Foi logo um 1.º de Maio circo de feras, enquanto o país ainda não o sentia como símbolo da dignidade do trabalho, conquistada com sangue, suor e lágrimas, uma epopeia que deveria constituir o orgulho dos sistemas democráticos.
Passados mais de quarenta anos, do primeiro dia de cada Maio pouco mais vai restando do que a réplica monótona de chavões que o tempo relega para o barracão da sucata, enquanto alguns herdadores se aprestam a trocar o punho cerrado pelo braço estendido, de má memória, pelo menos por terras da velha Gália, trazendo às gentes de boa-fé a amargura da desilusão sem retorno.
Na verdade, a democracia é uma utopia que nem todos partilham. Muitos preferem-lhe o dormitar sensaborão, a mediocridade segura, o rendimento avaro garantido porque, para além das aparências, o que procuram na vida não é solidariedade, pouco lhes importa a liberdade, nem estão interessados na afirmação da autonomia de todos e de cada um.

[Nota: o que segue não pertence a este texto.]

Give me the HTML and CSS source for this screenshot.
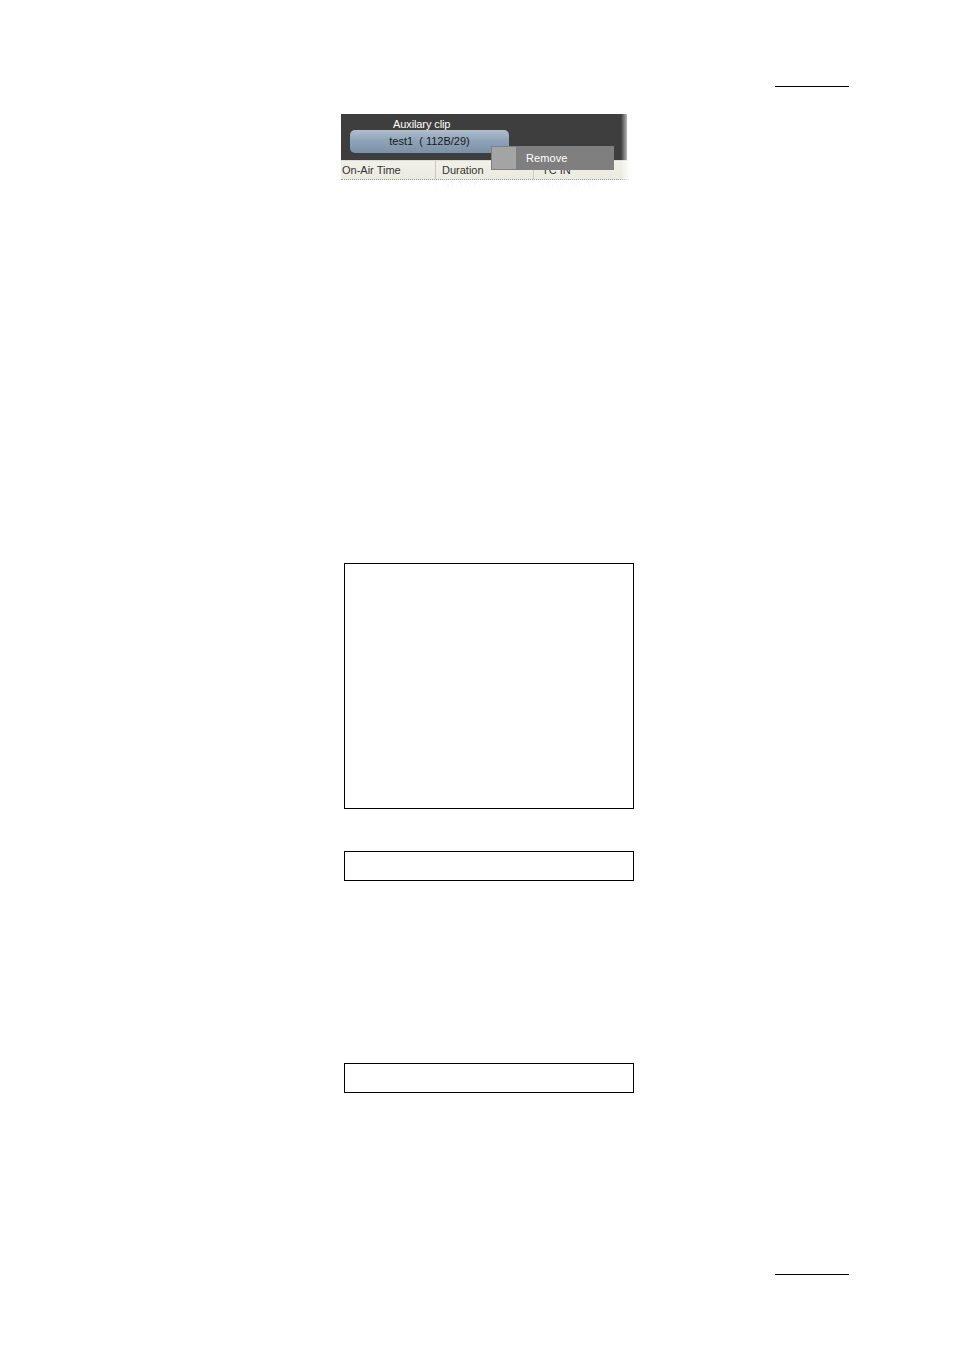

O instinto, que também é humano, continua a sobrepesar nas nossas vidas e a determinar as nossas acções. Ainda não chegámos à condição de olímpicas criaturas, altaneiras sobre as razões miseráveis dos combates que nos consomem, sem vitórias nem derrotas, porque nos falta um desígnio para além do horizonte curto do individualismo.
Assim vai ficando Maio pardo, à semelhança dos gatos à noite, sem que lhe possamos reconhecer sinais da festa da vida, que alguns terão sonhado nos tempos de apagada e vil tristeza, des-
perdiçando oportunidades de dar algum sentido ao mundo.